Untuk itulah dalam Undang-Undang
Nomor 24 Tahun 2007 tentang Penanggulangan Bencana, disebutkan bahwa
penyelenggaraan penanggulangan bencana dalam tahap tanggap darurat ditangani
sepenuhnya oleh Badan Nasional Penanggulangan Bencana (BNPB) dan Badan
Penanggulangan Bencana Daerah (BPBD).
Menurut BNPB, tanggap darurat adalah serangkaian kegiatan
yang dilakukan dengan segera pada saat kejadian bencana untuk menangani dampak
buruk yang ditimbulkan, yang meliputi kegiatan penyelamatan dan evakuasi
korban, harta benda, pemenuhan kebutuhan dasar, perlindungan, pengurusan
pengungsi, penyelamatan, serta pemulihan prasarana dan sarana.
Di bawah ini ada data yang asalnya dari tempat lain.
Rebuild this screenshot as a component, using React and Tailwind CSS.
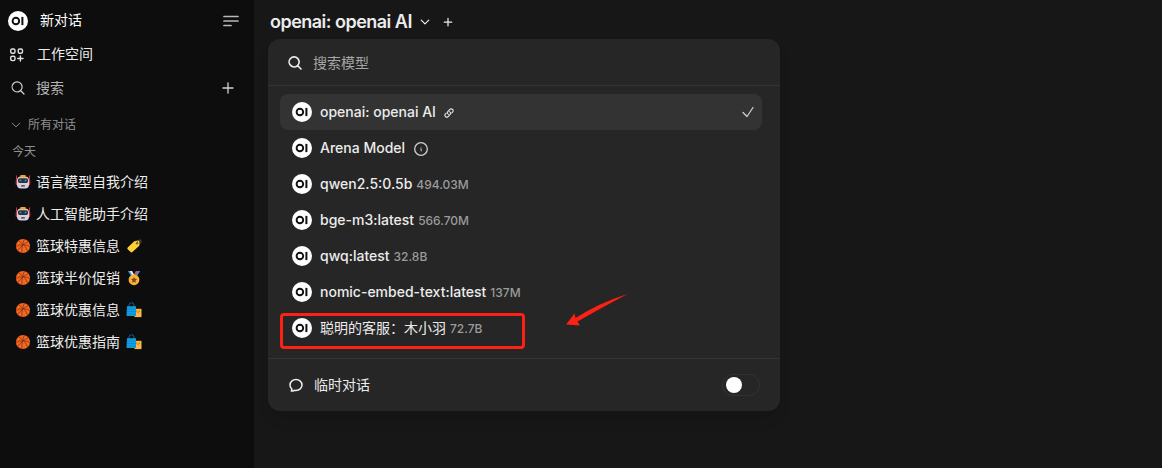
import React from 'react';

function Logo() {
  return (
    <svg viewBox="0 0 20 20" className="size-5 shrink-0">
      <circle cx="10" cy="10" r="10" fill="#fff" />
      <circle cx="7.9" cy="10" r="3.3" fill="none" stroke="#111" strokeWidth="1.9" />
      <rect x="13.4" y="5.9" width="2" height="8.2" fill="#111" />
    </svg>
  );
}

function Stroke({ d, className, width = 1.5 }) {
  return (
    <svg
      viewBox="0 0 24 24"
      fill="none"
      stroke="currentColor"
      strokeWidth={width}
      strokeLinecap="round"
      strokeLinejoin="round"
      className={className}
    >
      <path d={d} />
    </svg>
  );
}

const SEARCH = 'm21 21-5.2-5.2m0 0A7.5 7.5 0 1 0 5.2 5.2a7.5 7.5 0 0 0 10.6 10.6Z';
const CHEVRON = 'm19.5 8.25-7.5 7.5-7.5-7.5';
const PLUS = 'M12 4.5v15m7.5-7.5h-15';
const LINK =
  'M13.19 8.688a4.5 4.5 0 0 1 1.242 7.244l-4.5 4.5a4.5 4.5 0 0 1-6.364-6.364l1.757-1.757m13.35-.622 1.757-1.757a4.5 4.5 0 0 0-6.364-6.364l-4.5 4.5a4.5 4.5 0 0 0 1.242 7.244';
const CHAT =
  'M12 20.25c4.97 0 9-3.694 9-8.25s-4.03-8.25-9-8.25S3 7.444 3 12c0 2.104.859 4.023 2.273 5.48.432.447.74 1.04.586 1.641a4.483 4.483 0 0 1-.923 1.785A5.969 5.969 0 0 0 6 21c1.282 0 2.47-.402 3.445-1.087.81.22 1.668.337 2.555.337Z';

function Workspace() {
  return (
    <svg viewBox="0 0 16 16" fill="none" stroke="#e3e3e3" strokeWidth="1.4" className="size-4">
      <rect x="1.7" y="2" width="4.300" height="4.300" rx="1.500" />
      <rect x="9.2" y="2" width="4.300" height="4.300" rx="1.500" />
      <rect x="1.7" y="9.3" width="4.300" height="4.300" rx="1.500" />
      <path d="M11.400 8.900v5.200M8.800 11.500h5.200" strokeLinecap="round" />
    </svg>
  );
}

function Robot() {
  return (
    <svg viewBox="0 0 16 16" className="size-4">
      <path d="M1.500 1.500v5M14.500 1.500v5" stroke="#d13438" strokeWidth="1" />
      <rect x=".7" y="6" width="2" height="5" rx=".8" fill="#d13438" />
      <rect x="13.3" y="6" width="2" height="5" rx=".8" fill="#d13438" />
      <rect x="2" y="2.6" width="12" height="12" rx="4" fill="#d8cfe0" />
      <rect x="5.300" y="1" width="5.400" height="2.400" rx=".8" fill="#f2a52b" />
      <rect x="3" y="4.300" width="10" height="4.600" rx="1.600" fill="#27323a" />
      <circle cx="5.4" cy="6.5" r="1.100" fill="#2b8fa5" />
      <circle cx="10.6" cy="6.5" r="1.100" fill="#2b8fa5" />
      <rect x="6" y="11.300" width="4" height="1.300" rx=".6" fill="#35303a" />
    </svg>
  );
}

function Basketball() {
  return (
    <svg viewBox="0 0 16 16" className="size-4">
      <circle cx="8" cy="8" r="7.1" fill="#f8651f" />
      <path
        d="M9.5 1C7.5 5 6.500 10 7 15M1 8.500C5 6 11 6 15 9M3.500 2.700C7 5 11.500 9 12.500 13.500M2.300 12.500C5 9.500 10 5 13.500 3.500"
        stroke="#5c2c20"
        strokeWidth=".65"
        fill="none"
      />
    </svg>
  );
}

function Tag() {
  return (
    <svg viewBox="0 0 16 16" className="size-4">
      <path d="M8 3.600Q8.500 3 9.300 2.900L12.300 2.500Q13.300 2.500 13.400 3.500L13.600 6.500Q13.600 7.300 13 7.900L6.400 14.100Q5.500 14.900 4.600 14.100L1.700 11.200Q.8 10.300 1.700 9.400Z" fill="#fdd037" />
      <circle cx="11" cy="5.200" r="1.200" fill="#9c5a22" />
      <path d="M11.300 5C11 2 14.600.9 15.100 3.200 15.300 4.700 14 5.800 12.800 5.500" stroke="#7a6a58" strokeWidth=".8" fill="none" />
    </svg>
  );
}

function Medal() {
  return (
    <svg viewBox="0 0 16 16" className="size-4">
      <path d="M1.800 1h4l3 5H5Z" fill="#2d9be0" />
      <path d="M14.200 1h-4L7 6h4Z" fill="#2d9be0" />
      <path d="M3.800 1h2.300L8.700 6H6.500Z" fill="#f3e8ea" />
      <path d="M12.200 1H9.900L7.300 6h2.200Z" fill="#e04a50" />
      <circle cx="8" cy="9.800" r="5.400" fill="#f9b233" />
      <path d="m8 6.900.95 1.900 2.100.3-1.500 1.500.35 2.100L8 11.700l-1.900 1 .35-2.100-1.500-1.500 2.100-.3Z" fill="#7c4a1c" />
    </svg>
  );
}

function Bags() {
  return (
    <svg viewBox="0 0 16 16" className="size-4">
      <path d="M3 5V3Q3 .8 5.500.8T8 3v2" stroke="#245a86" strokeWidth="1" fill="none" />
      <path d="M8.500 6.800h7v8.300h-7Z" fill="#fbb941" />
      <path d="M10.800 8.300v1q0 1 1.300 1t1.300-1v-1" stroke="#9a6320" strokeWidth=".6" fill="none" />
      <path d="M1 4.300h9V14H.5Z" fill="#159de3" />
      <path d="M1 7h9M.8 9.500H10M.8 12H10" stroke="#0d7fc4" strokeWidth=".6" />
    </svg>
  );
}

const chats = [
  [Robot, '语言模型自我介绍'],
  [Robot, '人工智能助手介绍'],
  [Basketball, '篮球特惠信息', Tag],
  [Basketball, '篮球半价促销', Medal],
  [Basketball, '篮球优惠信息', Bags],
  [Basketball, '篮球优惠指南', Bags],
];

function Sidebar() {
  return (
    <aside className="flex w-[254px] shrink-0 flex-col bg-[#0d0d0d] text-sm text-[#ececec]">
      <div className="flex h-[41px] items-center pl-2 pr-[14px]">
        <Logo />
        <span className="ml-3 flex-1 pb-0.5 text-white">新对话</span>
        <svg viewBox="0 0 18 12" className="h-3 w-[18px]" stroke="#b8b8b8" strokeWidth="1.700" strokeLinecap="round">
          <path d="M2 1.500h14M2 6h14M2 10.500h7" />
        </svg>
      </div>
      <div className="flex h-[27px] items-center pl-[9px]">
        <Workspace />
        <span className="ml-3 pb-0.5">工作空间</span>
      </div>
      <div className="flex h-10 items-center pl-[10px] pr-[18px] text-[#b4b4b4]">
        <Stroke d={SEARCH} className="size-4 text-[#d5d5d5]" width={1.800} />
        <span className="ml-[10px] flex-1">搜索</span>
        <Stroke d={PLUS} className="size-4 text-[#cfcfcf]" width={2} />
      </div>
      <div className="flex h-[34px] items-center pl-[10px] text-xs text-[#8f8f8f]">
        <Stroke d={CHEVRON} className="size-3" width={2} />
        <span className="ml-[6px]">所有对话</span>
      </div>
      <div className="flex h-6 items-center pb-1 pl-3 text-xs text-[#8f8f8f]">今天</div>
      {chats.map(([Icon, title, End]) => (
        <div key={title} className="flex h-8 items-center pl-[15px]">
          <Icon />
          <span className="ml-[5px]">{title}</span>
          {End && <span className="ml-[6px]"><End /></span>}
        </div>
      ))}
    </aside>
  );
}

const models = [
  ['Arena Model', null],
  ['qwen2.5:0.5b', '494.03M'],
  ['bge-m3:latest', '566.70M'],
  ['qwq:latest', '32.8B'],
  ['nomic-embed-text:latest', '137M'],
];

function Size({ children }) {
  return <span className="ml-1 pt-0.5 text-xs font-medium text-[#9b9b9b]">{children}</span>;
}

function ModelMenu() {
  return (
    <div className="ml-[14px] flex h-[372px] w-[512px] flex-col rounded-xl bg-[#262626] text-sm text-[#ececec] shadow-lg">
      <div className="flex h-[47px] items-center border-b border-[#333] pl-5 pt-0.5">
        <Stroke d={SEARCH} className="-ml-px size-4" width={2.500} />
        <span className="ml-[10px] text-[#a5a5a5]">搜索模型</span>
      </div>
      <div className="flex flex-col px-3 pt-2 font-[550]">
        <div className="flex h-9 w-[482px] items-center rounded-lg bg-[#333] px-3">
          <Logo />
          <span className="ml-2">openai: openai AI</span>
          <Stroke d={LINK} className="ml-2 mt-0.5 size-[10px]" width={2.500} />
          <Stroke d="m4.500 12.750 6 6 9-13.500" className="-mr-1.5 ml-auto size-4 text-[#d5d5d5]" width={1.800} />
        </div>
        {models.map(([name, size]) => (
          <div key={name} className="flex h-9 items-center px-3">
            <Logo />
            <span className="ml-2">{name}</span>
            {size ? (
              <Size>{size}</Size>
            ) : (
              <svg viewBox="0 0 16 16" className="ml-2 size-4" fill="none" stroke="#cfcfcf">
                <circle cx="8" cy="9" r="6.300" strokeWidth="1.300" />
                <path d="M7.500 8.800h.7v2.500M8 7v.6" strokeWidth="1" />
              </svg>
            )}
          </div>
        ))}
        <div className="relative flex h-9 items-center px-3">
          <Logo />
          <span className="ml-2 font-normal">聪明的客服：木小羽</span>
          <Size>72.7B</Size>
          <div className="absolute left-0 top-[3px] h-9 w-[245px] rounded-[4px] border-[3px] border-[#fc2114]" />
          <svg viewBox="0 0 64 34" className="absolute left-[285px] top-[-17px] h-[34px] w-16" fill="#fc2114">
            <path d="M1 31.500 9.500 20.500l1 4.500Q34 10 62.500 1 36 15 12.500 28.500l2.500 4Z" />
          </svg>
        </div>
      </div>
      <div className="mt-3 flex h-[53px] items-center border-t border-[#333] pl-5 pr-5">
        <Stroke d={CHAT} className="size-4" width={2.300} />
        <span className="ml-[10px] flex-1">临时对话</span>
        <div className="flex h-[22px] w-[38px] items-center rounded-full border border-[#323232] pl-[3px]">
          <div className="size-4 rounded-full bg-white" />
        </div>
      </div>
    </div>
  );
}

export default function App() {
  return (
    <div className="flex h-[468px] w-[1162px] overflow-hidden bg-[#171717] font-['Inter','Noto_Sans_CJK_SC',sans-serif]">
      <Sidebar />
      <main className="flex flex-1 flex-col">
        <div className="flex h-[39px] items-center pl-4 pt-1 text-[#ececec]">
          <span className="w-[141px] whitespace-nowrap text-[18px] font-[560] tracking-[-0.52px]">openai: openai AI</span>
          <Stroke d={CHEVRON} className="ml-2 size-3" width={2.600} />
          <Stroke d={PLUS} className="ml-[11px] size-3" width={2.500} />
        </div>
        <ModelMenu />
      </main>
    </div>
  );
}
Sementara, SKTDB adalah suatu
standar penanganan darurat bencana yang mensinergikan dan mengintegrasikan
pengerahan fasilitas, peralatan, personil, prosedur dan komunikasi dalam suatu
struktur organisasi.
Dalam masa tanggap darurat ini, dilakukan
kegiatan-kegiatan sebagai berikut (1) Pengkajian secara cepat dan tepat
terhadap lokasi, kerusakan dan sumber daya, (2) Penentuan status keadaan
darurat bencana, (3) Penyelamatan dan evakuasi masyarakat yang terkena bencana,
(4) Pemenuhan kebutuhan dasar, (5) Perlindungan terhadap kelompok rentan, dan
(6) Pemulihan dengan segera prasarana dan sarana vital.
Sementara itu Tugas posko, diantaranya melaksanakan
pengelolaan data dan informasi tentang penanganan darurat bencana, Menyusun
rencana operasi penanganan darurat, Mengkoordinir dan mengendalikan pelaksanaan
penanganan darurat, Melakukan pemantauan dan evaluasi penanganan darurat, serta
Melaksanakan komando dan pengendalian untuk
pengerahan SDM, peralatan, logistik dan penyelamatan serta berwenang
memerintahkan instansi terkait dalam penanganan darurat.
Jika menyimak apa yang terpapar di atas, sungguh betapa penting
peran SKTDB dalam mengelola proses penanggulangan bencana. Tinggal bagaimana
petugas yang ditunjuk ‘menjaga’ posko.
Merekalah yang bertanggungjawab terhadap keberhasilan penanggulangan bencana.
Sampai saat ini semua sudah siap menyambut ulah Gunung Agung.
Relawan pun demikian, dari berbagai daerah sudah menyiapkan diri 'bergerak' ke Bali, menunggu perintah, bahkan siap berangkat secara sendiri. Setiap hari, tidak henti-hentinya mengabarkan perkembangan
Gunung Agung kepada khalayak ramai melalui media sosial, dengan segala bumbu
cerita yang menarik untuk dinikmati bagi relawan lain yang tidak berkesempatan
mendharma bhaktikan diri di Pulau dewata. Salam tangguh, salam kemanusiaan.